さらに、これまでは自分自身が自分を大事におもったり、尊重できずに、
「できない私」「情けない私」とおもう気持ちを捨てきれなかったから、
「私をもっと尊重してほしい!」と、その価値観を選び続けていたこともじわじわ感じました。
なんだ、自分の外側(周囲・環境)じゃなくて、内側(自分の内面)の問題だったのか…。
その講座の後に、オンライン教室の「私の大切にしたい価値観」を
テーマにした対話で選んだのは、「正直さ」「オープンであること」でした。
今まで目に入ってこなかったこの2つが、スーッと自然に目に止まったのは、
なんだか新鮮で、不思議な感覚でした。
今の私は、もう「尊重」を選ばなくて、いい。
大事にしたいものやこだわりも、それを選ぶ理由も、さまざま。
それがネガティブなものでも、ポジティブなものでも、何でも・どっちでも、いい。
ただ、それを否定せずに、「あるんだなぁ」「なぜだろう?」
「それをもって、私はどうありたいのか?」を感じてみる。
そうすると、今ほんとうに大事にしたいものを素直に選べるんだとおもいました。
長く携えてきた価値観も、味わい切って昇華すれば手放せることもあるし、
その後で新たな「いま大切にしたい価値観」にも出会えることも、ある。
出産後は、赤ちゃんの誕生で「親」の役割が追加されて、
仕事やパートナーシップや生き方の根っこが揺さぶられるようなおもいをすることも、
たくさんあります。
「私はどんなことをおもってる?」「そもそも、どんな人間だったっけ?」なんていうように。
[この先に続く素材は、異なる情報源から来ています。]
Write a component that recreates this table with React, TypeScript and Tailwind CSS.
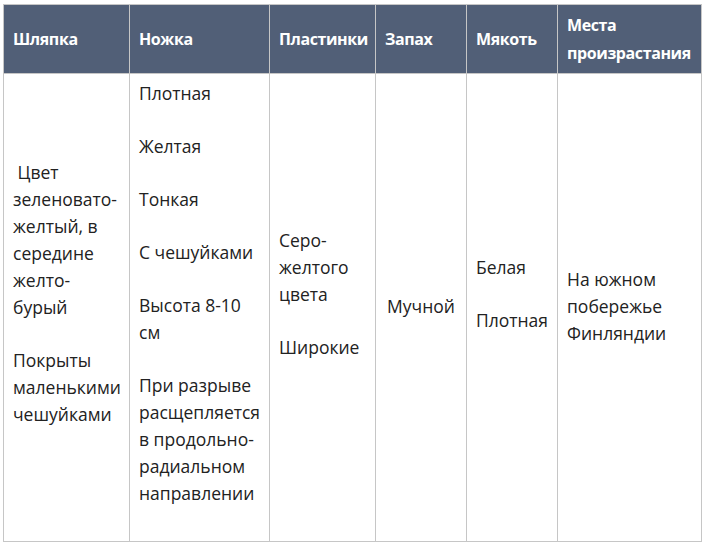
import React from "react";

const P = ({ children }: { children: React.ReactNode }) => (
  <p className="mb-[26px]">{children}</p>
);

export default function App() {
  const th =
    "border border-[#c6c6c6] bg-[#515f77] text-white font-bold text-[16px] tracking-[-0.4px] leading-[28px] text-left px-[9px] py-[6px] align-middle";
  const td =
    "border border-[#c6c6c6] px-[9px] pt-[6px] pb-[8px] align-middle text-[17.5px] leading-[27px] text-[#222]";
  return (
    <div className="bg-white w-[702px] h-[543px] pt-[4px] pl-[3px]" style={{ fontFamily: '"Open Sans", sans-serif' }}>
      <table className="border-collapse table-fixed w-[698px]">
        <colgroup>
          <col className="w-[126px]" />
          <col className="w-[140px]" />
          <col className="w-[106px]" />
          <col className="w-[91px]" />
          <col className="w-[91px]" />
          <col className="w-[144px]" />
        </colgroup>
        <thead>
          <tr className="h-[68px]">
            <th className={th}>Шляпка</th>
            <th className={th}>Ножка</th>
            <th className={th}>Пластинки</th>
            <th className={th}>Запах</th>
            <th className={th}>Мякоть</th>
            <th className={th}>Места произрастания</th>
          </tr>
        </thead>
        <tbody>
          <tr className="h-[467px]">
            <td className={td}>
              <P>{"\u00a0"}Цвет зеленовато-желтый, в середине желто-бурый</P>
              <P>Покрыты маленькими чешуйками</P>
            </td>
            <td className={td}>
              <P>Плотная</P>
              <P>Желтая</P>
              <P>Тонкая</P>
              <P>С чешуйками</P>
              <P>Высота 8-10 см</P>
              <P>При разрыве расщепляется в продольно-радиальном направлении</P>
            </td>
            <td className={td}>
              <P>Серо-желтого цвета</P>
              <P>Широкие</P>
            </td>
            <td className={`${td} text-center`}>Мучной</td>
            <td className={td}>
              <P>Белая</P>
              <P>Плотная</P>
            </td>
            <td className={td}>На южном побережье Финляндии</td>
          </tr>
        </tbody>
      </table>
    </div>
  );
}
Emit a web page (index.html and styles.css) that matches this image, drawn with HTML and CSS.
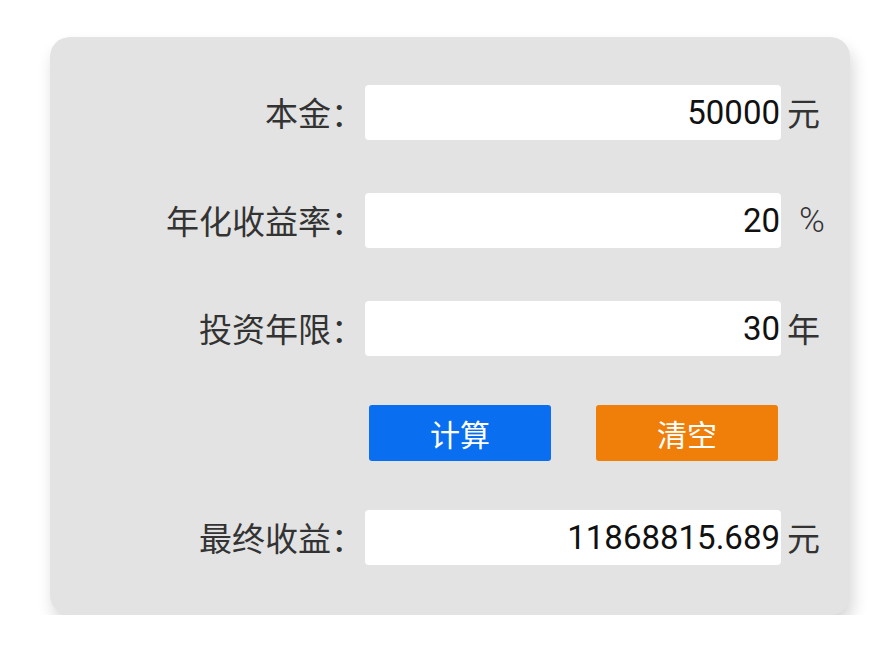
FILE: index.html
```html
<!DOCTYPE html>
<html lang="zh-CN">
<head>
<meta charset="utf-8">
<title>收益计算</title>
<link rel="stylesheet" href="styles.css">
</head>
<body>
<div class="card">
  <div class="row">
    <label class="label">本金：</label>
    <div class="field">50000</div>
    <span class="unit">元</span>
  </div>
  <div class="row">
    <label class="label">年化收益率：</label>
    <div class="field">20</div>
    <span class="unit unit-pct">%</span>
  </div>
  <div class="row">
    <label class="label">投资年限：</label>
    <div class="field">30</div>
    <span class="unit">年</span>
  </div>
  <div class="row row-buttons">
    <span class="label"></span>
    <div class="buttons">
      <button class="btn btn-calc">计算</button>
      <button class="btn btn-clear">清空</button>
    </div>
    <span class="unit"></span>
  </div>
  <div class="row">
    <label class="label">最终收益：</label>
    <div class="field">11868815.689</div>
    <span class="unit">元</span>
  </div>
</div>
</body>
</html>
```
FILE: styles.css
```css
html, body {
  margin: 0;
  padding: 0;
  background: #ffffff;
}
body {
  padding: 37px 0 0 50px;
  font-family: "Noto Sans CJK SC", "Noto Sans", sans-serif;
}
.card {
  width: 800px;
  height: 578px;
  box-sizing: border-box;
  background: #e3e3e3;
  border-radius: 20px;
  box-shadow: 3px 10px 16px rgba(0, 0, 0, 0.16);
  padding-top: 48px;
  display: flex;
  flex-direction: column;
  gap: 53px;
}
.row {
  display: grid;
  grid-template-columns: 315px 416px 69px;
  align-items: center;
  height: 55px;
}
.label {
  text-align: right;
  font-size: 33px;
  color: #333333;
  margin-right: 1px;
  line-height: 55px;
  white-space: nowrap;
}
.field {
  background: #ffffff;
  height: 55px;
  border-radius: 4px;
  text-align: right;
  font-family: Roboto, "Noto Sans", sans-serif;
  font-size: 33px;
  line-height: 55px;
  color: #111111;
  padding-right: 1px;
  box-sizing: border-box;
}
.unit {
  font-size: 33px;
  line-height: 55px;
  color: #333333;
  padding-left: 6px;
}
.unit-pct {
  font-family: Roboto, sans-serif;
  font-size: 35px;
  font-weight: 300;
  padding-left: 18px;
}
.row-buttons {
  height: 56px;
  margin: -4px 0 -4px;
}
.buttons {
  display: flex;
  justify-content: space-between;
  padding: 0 3px 0 4px;
}
.btn {
  width: 182px;
  height: 56px;
  border: none;
  border-radius: 3px;
  color: #ffffff;
  font-family: "Noto Sans CJK SC", sans-serif;
  font-size: 30px;
  padding: 0;
}
.btn-calc {
  background: #0a6ef0;
}
.btn-clear {
  background: #f07f0a;
}
```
でも、そうやって自分に向き合ってアイデンティティを再構築していく機会は、
人生にそう何度も訪れるものではないし、そこでじっくり自分や周囲に向き合うことで、
それまでよりもっと自分らしい行動や生き方を選び直すチャンスにもできる。
毎月、マドレボニータに参加する全国の出産後の女性たちは、
その機会に真摯に向き合って取り組んでいるんだと、あらためて尊敬のおもいも沸きました。
そして、私のように産後からしばらく経っても、
自分に向き合うことも、変化・更新し続けることも、
その意志と機会と、できればそれに一緒に取り組む仲間がいれば、
誰だってできるんじゃないか?とおもいます。
学んで、自分・周囲に向き合って、体験して・・・って、決して楽じゃないけれど、
おもしろい。
学びも、そして教室で出産後の女性たちと向き合う仕事にも、
さらに魅力と期待を感じる、そんなエピソードでした。